Mr. Shaw is to be especially commended for his staging more than anything else. I want to use the word ‘traditional’ as the highest standard of compliment here. I said to friends at the intermission it was almost like one had traveled back in time to Italy in a local theater where they were using the original production book. The opera works well enough when it’s imaginatively and theatrically staged without a bag of tricks. You could see Mr. Shaw’s purposeful blocking of all the characters in their interactions throughout. Butterfly’s entrance with her retinue and their parasols with her only being revealed to the audience at the very last was one such beautiful moment. In Act II in the middle of the Flower Duet, there was a sudden shower of cherry blossoms from the flies down to the stage and it was such solid-gold kitsch it qualified as near genius. It’s what you’ve always wanted at that moment but you’re just too damn jaded to admit to it. The young boy playing Sorrow shouted, “Mama!” after being pushed onto the stage by Suzuki for the final moments and I think it almost killed all of us.

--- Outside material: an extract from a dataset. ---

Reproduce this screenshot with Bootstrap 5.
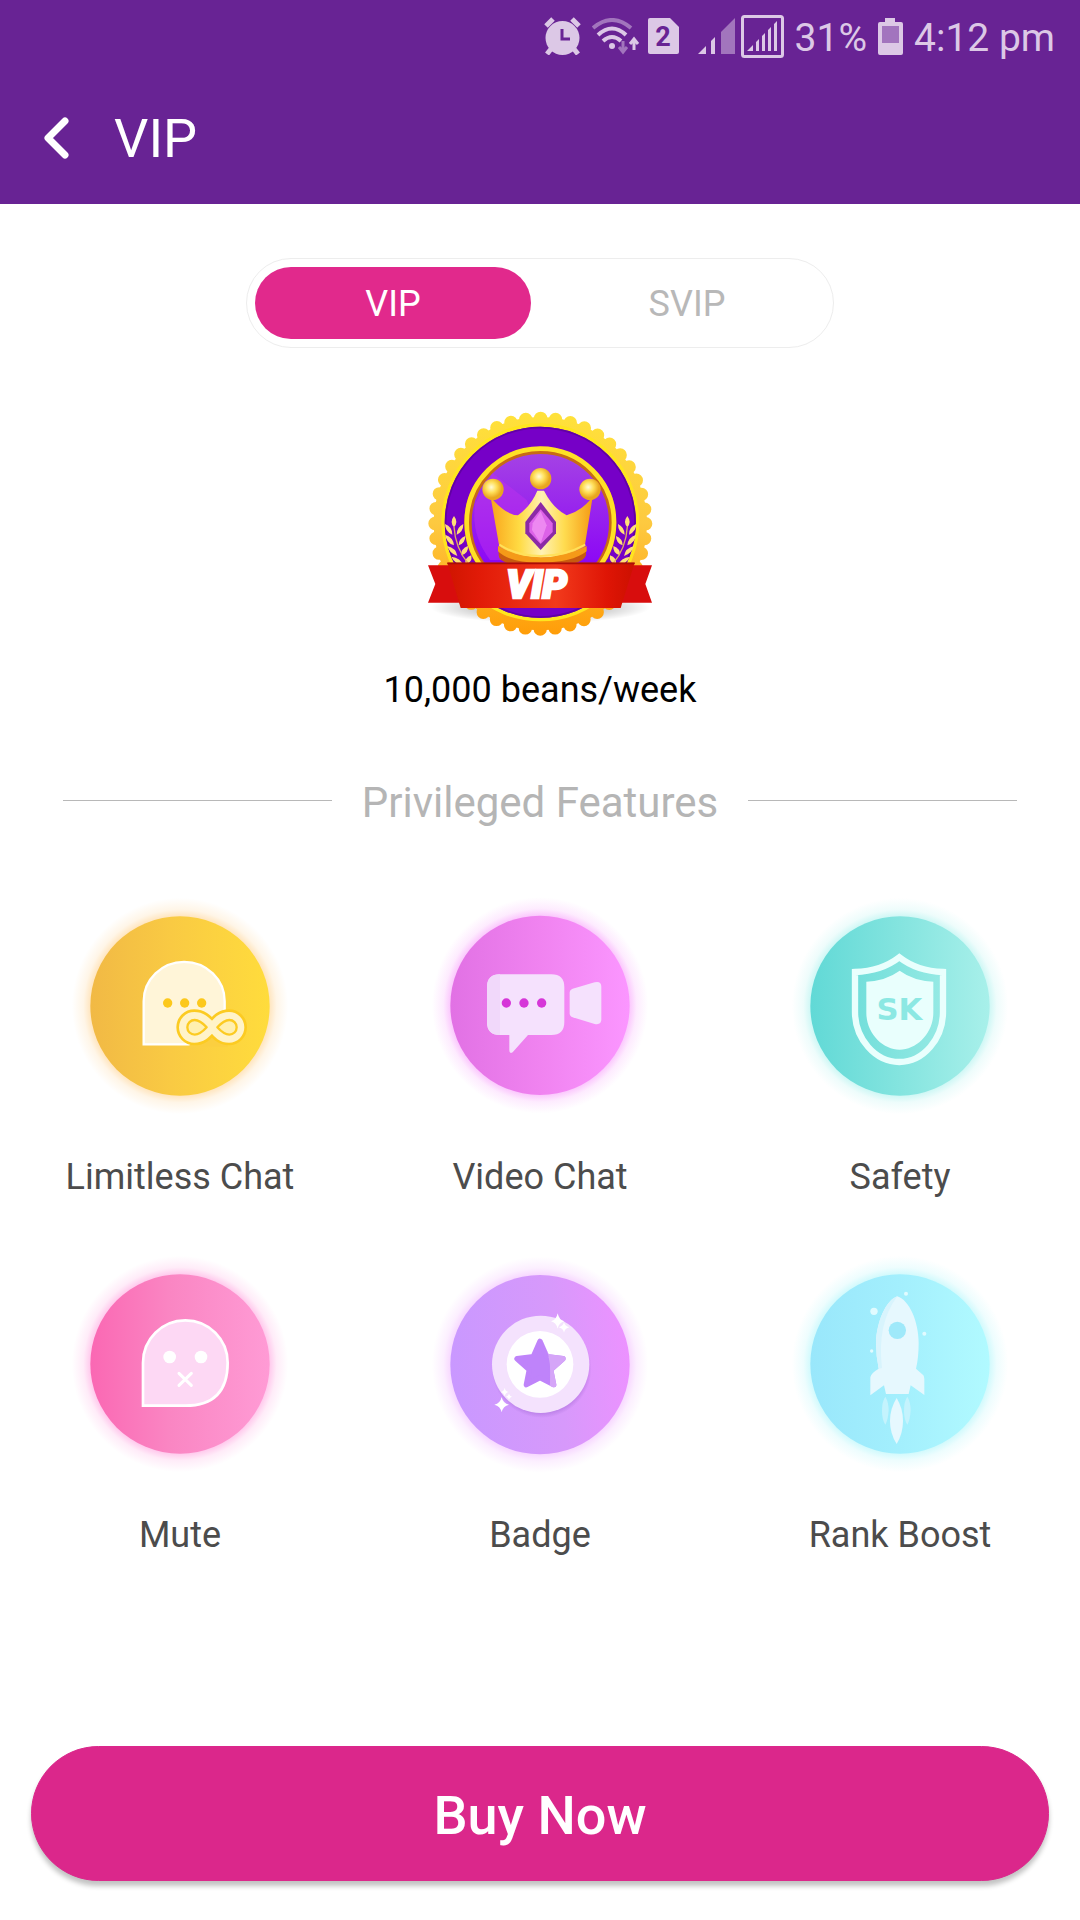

Plus, in one of the few diversions, the final moments were excellently timed out for maximum suspense.

Maestro Isomura presided over an orchestra which I believe numbered just over twenty in the pit. They did a fine job and although there was hardly any doubling of instruments save for some of the strings and the winds in this intimate setting; I honestly didn’t miss a larger sound when caught up in the drama. He also managed a good job of keeping everything together during the wedding scene and they mustered a mighty sound when it was warranted.

There are two more performances this coming weekend.